AiR member help4t's daughter returned from rehab in December. She recently shared an update and asked for guidance:
It has been awhile since I wrote in. My daughter came home from Rehab in December. She has completed her IOP program and has/is attending DUI classes. She is working as a server at a local high-end restaurant and is doing well there. She is struggling with her alcohol use and has dabbled with coke a few times (I drug test her now that her IOP is complete). She has said she would like to continue with IOP but the program she was in said she had completed. (I think because she had called out a couple of days in one week (due to partying the night before) and one day in another,(due to a work conflict) they felt she was not 100% committed.)so they completed her after 8 sessions.
She just admitted to me that she knows she has a problem with alcohol and it scares her to think it could get worse. She said when she gets her license back she will stop because she will never want another DUI. I think she may believe this but not be able to follow through.
I feel she is asking for help in her own way by wanting another IOP and telling me her feelings on alcohol. I just need to know how to guide her from here. She lives with us (her dad and I) and we are driving her to most of her appointments and work, which is nice because we are able to keep a closer eye. She has dropped the couple of friends who were heroin addicts and has found new friends and reacquainted with old friends who had dropped her due to drug use. All in all I feel she is moving forward and what I have learned and put into play from AIR is working great for us. I just need guidance in how to proceed from here. Thank you.
The catch with many Intensive Outpatient Programs (IOP) is that you have to be clean and sober to get in and to stay in. IOPs, as they are called, are structured half-day programs that typically meet 3-5 times a week for a short period, usually 8-12 weeks. They are a favorite of insurance companies, so are more likely to be covered by insurance. Insurance companies will guide families to IOPs as a starting place, as opposed to inpatient stays. This is fine if there is a stable home life to return to each day; it is not so fine for individuals in unstable housing or without housing.
Your daughter is still dabbling with alcohol and coke, but is mostly holding on, maintaining a job and, importantly, talking to you. She is choosing to be with friends who disagree with her drug use. You are able to urine test her so you know what is really going on. I commend you for not using the tests as a way to punish or confront. The result of a urine test is information ONLY. Your ability to frankly talk with your daughter about her feelings regarding the use is really impressive.
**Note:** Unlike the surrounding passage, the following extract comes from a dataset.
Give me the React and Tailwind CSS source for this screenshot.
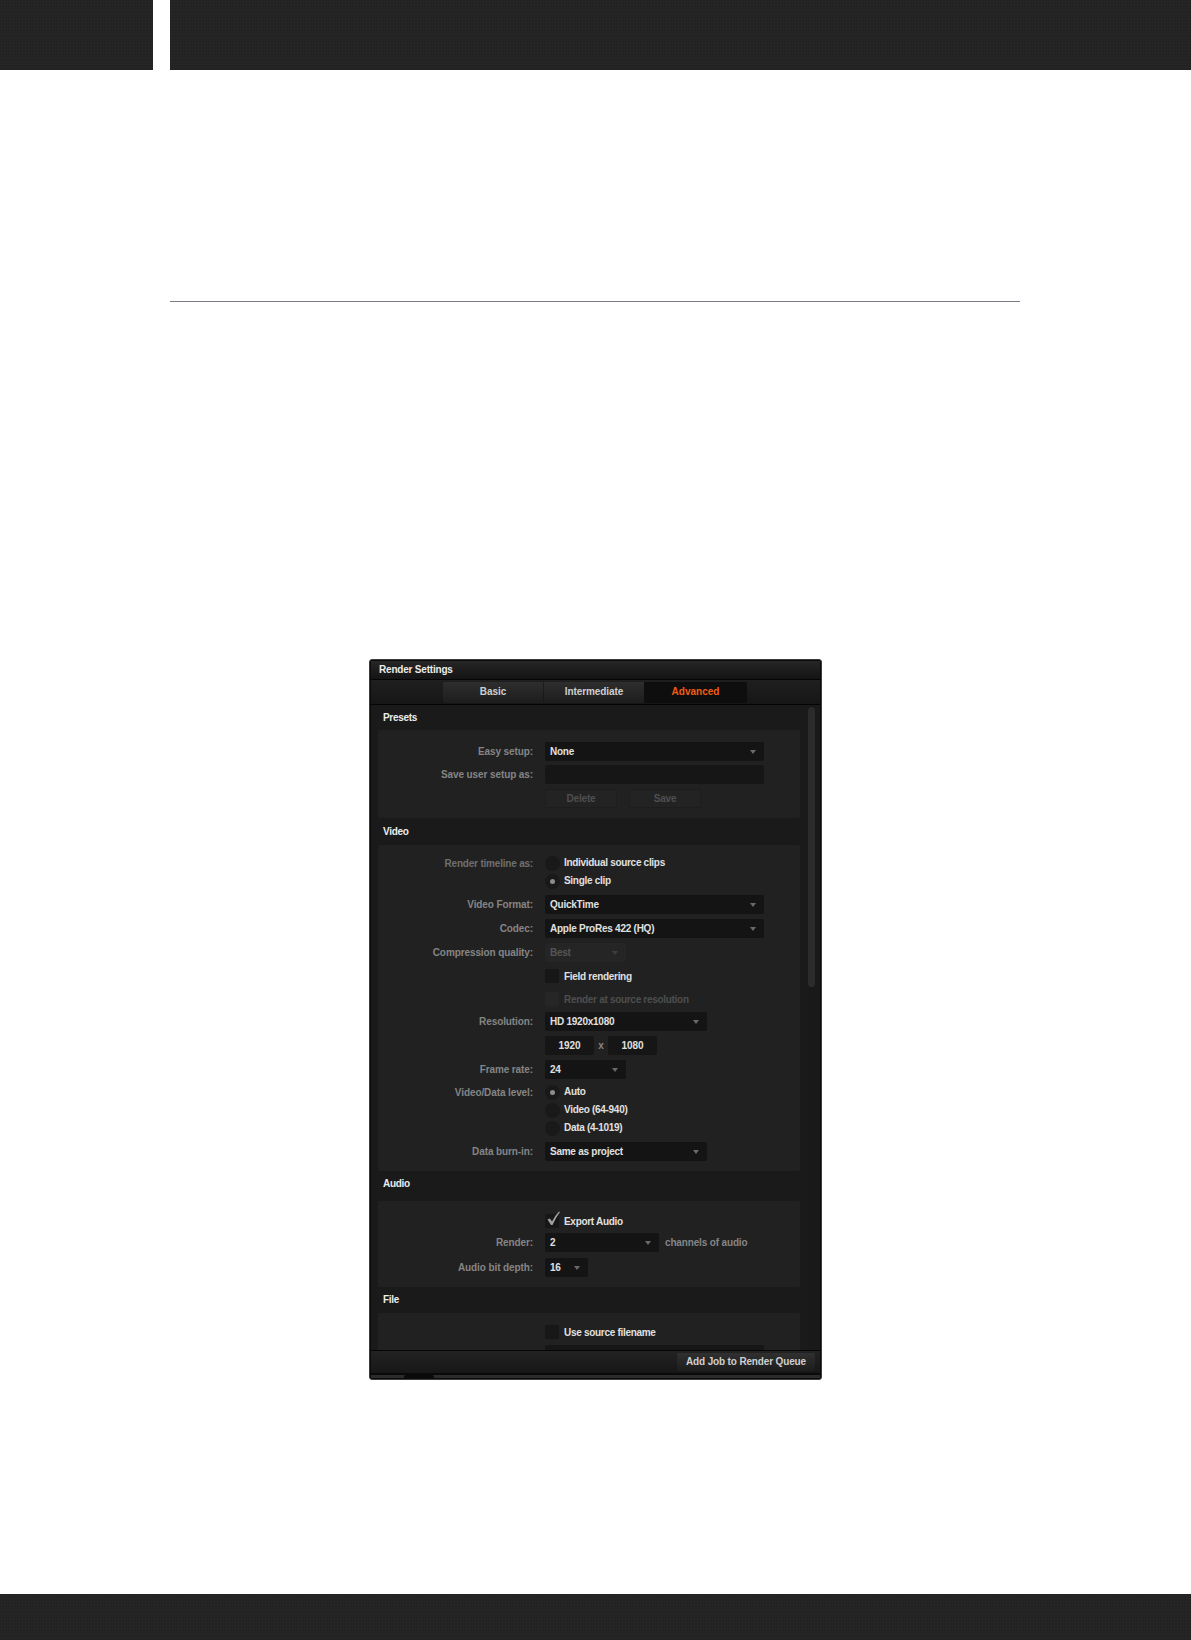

I agree, “all in all…she is moving forward.”
I also agree your daughter needs something more than driver education. What did she like about the IOP? The group process? The individual counseling? The self-help groups they are asked to attend?
It’s time for a little more work on your part. Can you find additional community supports for her, perhaps an early recovery group, a therapist, a young person’s AA meeting…? Dialectical Behavioral Therapy is being used quite successfully for substance problems and is taught in a group and individual format.
Would she consider taking medication that curbs the craving for alcohol: disulfiram, naltrexone or acamprosate (see our page on Medication-Assisted Treatment (MAT) in the Supplement).
Is she athletic? Could you Zumba together? Is there a mindfulness or meditation group you could go to together? Swaths of unstructured time are the enemy of recovery… I worry that she has her days free now that she is out of IOP.
I get the sense from your comment that you and your husband are maintaining the right distance from your daughter: an observing but non-judgmental stance. You’re holding on to yourselves as she continues to drink some and to even occasionally use drugs. You are supporting her with a healthy home life and transport to appointments. It is a process. Your daughter didn’t entirely get sober overnight…. but she is wrangling with the pros and cons of drinking. Good. Keep her moving in this direction, as best you can.
And finally, make sure you and your husband are taking time for yourselves … like daughter-talk-free dinners together.